* _WHAT THE EXERCISE ASKS_: Omit the pictures and print exactly the lines of the listing below, starting at the first and ending at the line containing "const letters = 'ABCDEFGHIJKLMNOPQRSTUVWXYZ'.split('')".

* _Front-end source files_:
·····

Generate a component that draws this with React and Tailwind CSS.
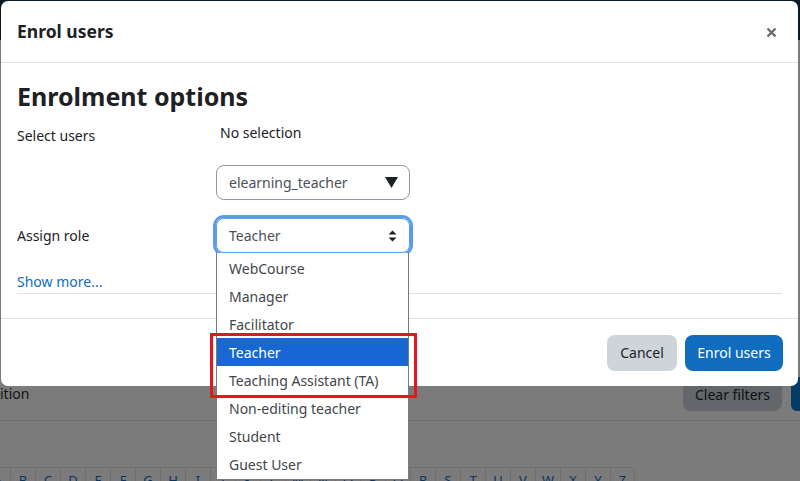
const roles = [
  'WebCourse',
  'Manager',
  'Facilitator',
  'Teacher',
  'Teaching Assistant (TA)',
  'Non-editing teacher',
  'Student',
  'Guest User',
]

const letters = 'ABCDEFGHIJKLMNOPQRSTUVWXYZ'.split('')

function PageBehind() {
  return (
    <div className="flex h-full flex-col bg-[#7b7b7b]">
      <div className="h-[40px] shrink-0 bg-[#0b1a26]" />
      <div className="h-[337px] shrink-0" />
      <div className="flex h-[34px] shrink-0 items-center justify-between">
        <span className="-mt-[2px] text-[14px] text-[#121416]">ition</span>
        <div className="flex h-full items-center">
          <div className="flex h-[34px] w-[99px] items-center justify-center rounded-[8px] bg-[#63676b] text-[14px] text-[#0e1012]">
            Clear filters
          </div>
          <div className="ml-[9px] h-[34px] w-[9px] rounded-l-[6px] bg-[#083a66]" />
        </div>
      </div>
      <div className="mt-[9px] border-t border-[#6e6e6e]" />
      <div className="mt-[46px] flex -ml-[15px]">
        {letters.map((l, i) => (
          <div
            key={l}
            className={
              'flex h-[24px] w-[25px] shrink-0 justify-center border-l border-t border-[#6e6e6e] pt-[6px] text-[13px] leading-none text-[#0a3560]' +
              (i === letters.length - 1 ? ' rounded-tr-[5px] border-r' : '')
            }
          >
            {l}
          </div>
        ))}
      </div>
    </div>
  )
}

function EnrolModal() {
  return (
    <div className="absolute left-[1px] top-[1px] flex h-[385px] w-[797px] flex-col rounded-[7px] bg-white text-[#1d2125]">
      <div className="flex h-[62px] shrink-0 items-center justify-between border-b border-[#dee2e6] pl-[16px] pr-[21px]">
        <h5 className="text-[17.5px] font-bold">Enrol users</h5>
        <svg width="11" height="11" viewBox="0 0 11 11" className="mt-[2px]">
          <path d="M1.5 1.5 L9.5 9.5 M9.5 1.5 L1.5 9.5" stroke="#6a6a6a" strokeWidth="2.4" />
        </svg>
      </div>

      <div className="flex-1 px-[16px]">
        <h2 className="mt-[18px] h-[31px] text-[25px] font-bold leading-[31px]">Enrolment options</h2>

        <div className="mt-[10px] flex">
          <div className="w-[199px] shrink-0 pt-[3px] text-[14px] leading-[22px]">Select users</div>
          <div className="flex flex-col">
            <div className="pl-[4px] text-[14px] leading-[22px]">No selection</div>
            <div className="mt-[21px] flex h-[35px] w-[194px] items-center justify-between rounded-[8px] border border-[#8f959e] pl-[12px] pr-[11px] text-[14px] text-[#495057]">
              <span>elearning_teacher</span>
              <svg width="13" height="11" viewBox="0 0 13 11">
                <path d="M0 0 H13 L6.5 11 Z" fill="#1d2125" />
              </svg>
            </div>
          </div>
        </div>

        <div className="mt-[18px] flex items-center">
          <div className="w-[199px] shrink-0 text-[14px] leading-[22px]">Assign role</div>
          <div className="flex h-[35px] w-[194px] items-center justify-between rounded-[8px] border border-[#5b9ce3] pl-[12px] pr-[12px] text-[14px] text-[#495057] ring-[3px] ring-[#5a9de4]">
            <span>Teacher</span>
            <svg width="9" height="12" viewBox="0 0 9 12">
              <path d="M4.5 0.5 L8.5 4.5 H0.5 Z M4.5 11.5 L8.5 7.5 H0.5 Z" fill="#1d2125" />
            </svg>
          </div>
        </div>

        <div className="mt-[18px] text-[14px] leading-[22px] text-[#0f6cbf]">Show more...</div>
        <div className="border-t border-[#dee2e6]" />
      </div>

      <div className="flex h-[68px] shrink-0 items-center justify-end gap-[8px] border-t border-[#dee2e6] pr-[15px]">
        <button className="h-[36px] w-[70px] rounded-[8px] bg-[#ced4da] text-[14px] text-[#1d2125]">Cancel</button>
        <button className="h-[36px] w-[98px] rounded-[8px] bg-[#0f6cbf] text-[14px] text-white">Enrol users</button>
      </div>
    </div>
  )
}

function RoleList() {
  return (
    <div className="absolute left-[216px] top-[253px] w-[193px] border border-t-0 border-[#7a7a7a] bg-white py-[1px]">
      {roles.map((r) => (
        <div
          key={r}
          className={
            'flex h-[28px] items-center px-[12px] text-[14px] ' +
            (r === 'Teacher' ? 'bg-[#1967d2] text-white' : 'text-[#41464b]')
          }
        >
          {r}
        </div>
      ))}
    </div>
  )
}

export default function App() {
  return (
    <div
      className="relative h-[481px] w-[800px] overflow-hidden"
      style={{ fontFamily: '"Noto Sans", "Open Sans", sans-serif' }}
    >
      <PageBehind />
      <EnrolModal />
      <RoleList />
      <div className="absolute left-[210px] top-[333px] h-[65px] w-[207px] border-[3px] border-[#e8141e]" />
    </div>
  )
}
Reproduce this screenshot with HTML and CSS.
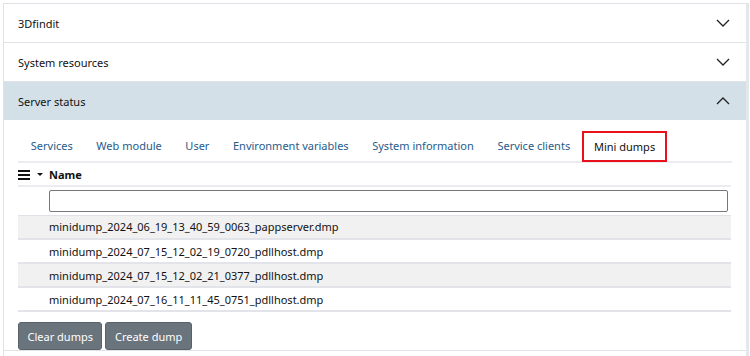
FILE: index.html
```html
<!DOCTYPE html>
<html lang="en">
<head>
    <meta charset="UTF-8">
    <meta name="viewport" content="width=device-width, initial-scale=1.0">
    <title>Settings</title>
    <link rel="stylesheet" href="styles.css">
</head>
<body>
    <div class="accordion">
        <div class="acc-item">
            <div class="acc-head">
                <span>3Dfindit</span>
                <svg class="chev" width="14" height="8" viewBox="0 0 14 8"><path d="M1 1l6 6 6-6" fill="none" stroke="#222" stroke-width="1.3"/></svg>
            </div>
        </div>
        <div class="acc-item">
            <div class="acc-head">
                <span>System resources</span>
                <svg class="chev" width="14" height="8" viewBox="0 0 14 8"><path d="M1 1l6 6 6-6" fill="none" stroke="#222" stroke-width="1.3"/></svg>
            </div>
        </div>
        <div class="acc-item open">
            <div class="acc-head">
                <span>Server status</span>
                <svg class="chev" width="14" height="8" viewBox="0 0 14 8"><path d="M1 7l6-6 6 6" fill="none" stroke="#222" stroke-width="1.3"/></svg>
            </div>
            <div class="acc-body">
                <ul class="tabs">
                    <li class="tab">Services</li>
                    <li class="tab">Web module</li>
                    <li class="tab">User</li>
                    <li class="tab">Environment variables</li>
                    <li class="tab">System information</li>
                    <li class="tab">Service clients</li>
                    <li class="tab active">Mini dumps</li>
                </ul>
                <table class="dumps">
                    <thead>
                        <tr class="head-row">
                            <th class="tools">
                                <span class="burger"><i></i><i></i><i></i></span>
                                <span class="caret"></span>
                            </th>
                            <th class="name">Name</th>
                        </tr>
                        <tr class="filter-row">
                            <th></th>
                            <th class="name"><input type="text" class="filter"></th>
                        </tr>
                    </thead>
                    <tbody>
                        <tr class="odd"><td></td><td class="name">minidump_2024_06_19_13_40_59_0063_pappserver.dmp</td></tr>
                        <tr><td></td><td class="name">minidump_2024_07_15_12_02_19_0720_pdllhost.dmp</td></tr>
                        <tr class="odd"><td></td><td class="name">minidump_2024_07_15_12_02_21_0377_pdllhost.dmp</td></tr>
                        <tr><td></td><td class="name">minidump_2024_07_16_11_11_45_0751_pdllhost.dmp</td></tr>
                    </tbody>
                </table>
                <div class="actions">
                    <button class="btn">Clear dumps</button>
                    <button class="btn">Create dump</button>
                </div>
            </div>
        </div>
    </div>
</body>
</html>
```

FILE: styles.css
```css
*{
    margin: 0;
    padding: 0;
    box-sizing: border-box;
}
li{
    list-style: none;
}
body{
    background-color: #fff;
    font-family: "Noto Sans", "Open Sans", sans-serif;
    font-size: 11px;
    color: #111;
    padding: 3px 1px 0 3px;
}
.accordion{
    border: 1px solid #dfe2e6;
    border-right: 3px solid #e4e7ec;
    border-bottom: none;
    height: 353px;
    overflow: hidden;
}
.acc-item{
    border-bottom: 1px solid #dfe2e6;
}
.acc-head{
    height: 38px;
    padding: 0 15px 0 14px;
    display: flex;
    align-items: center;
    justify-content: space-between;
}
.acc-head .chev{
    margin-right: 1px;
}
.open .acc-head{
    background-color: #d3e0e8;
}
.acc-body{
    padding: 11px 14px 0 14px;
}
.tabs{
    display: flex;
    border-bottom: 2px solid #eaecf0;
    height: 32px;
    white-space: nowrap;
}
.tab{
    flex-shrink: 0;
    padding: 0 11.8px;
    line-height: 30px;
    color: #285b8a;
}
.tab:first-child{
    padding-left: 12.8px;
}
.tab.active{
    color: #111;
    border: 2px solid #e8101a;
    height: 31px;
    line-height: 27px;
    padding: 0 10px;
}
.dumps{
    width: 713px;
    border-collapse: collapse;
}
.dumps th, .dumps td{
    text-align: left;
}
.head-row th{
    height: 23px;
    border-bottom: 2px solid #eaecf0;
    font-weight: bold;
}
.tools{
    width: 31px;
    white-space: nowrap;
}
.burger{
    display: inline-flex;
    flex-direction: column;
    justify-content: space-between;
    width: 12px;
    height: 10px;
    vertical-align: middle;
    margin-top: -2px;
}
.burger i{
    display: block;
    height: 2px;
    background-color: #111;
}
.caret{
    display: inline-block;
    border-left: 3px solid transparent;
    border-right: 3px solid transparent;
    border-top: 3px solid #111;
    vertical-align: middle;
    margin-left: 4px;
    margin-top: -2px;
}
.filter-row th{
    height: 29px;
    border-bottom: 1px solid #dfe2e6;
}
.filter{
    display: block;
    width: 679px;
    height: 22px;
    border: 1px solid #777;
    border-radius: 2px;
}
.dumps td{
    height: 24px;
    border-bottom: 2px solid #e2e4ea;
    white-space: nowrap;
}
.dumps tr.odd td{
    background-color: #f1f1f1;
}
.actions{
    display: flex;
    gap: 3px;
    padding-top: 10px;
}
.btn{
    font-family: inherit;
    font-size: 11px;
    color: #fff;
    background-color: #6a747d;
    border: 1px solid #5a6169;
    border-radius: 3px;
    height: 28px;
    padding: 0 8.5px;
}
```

·····

* _WRITTEN SOLUTION_:
Generate a component that draws this with React and Tailwind CSS.
const roles = [
  'WebCourse',
  'Manager',
  'Facilitator',
  'Teacher',
  'Teaching Assistant (TA)',
  'Non-editing teacher',
  'Student',
  'Guest User',
]

const letters = 'ABCDEFGHIJKLMNOPQRSTUVWXYZ'.split('')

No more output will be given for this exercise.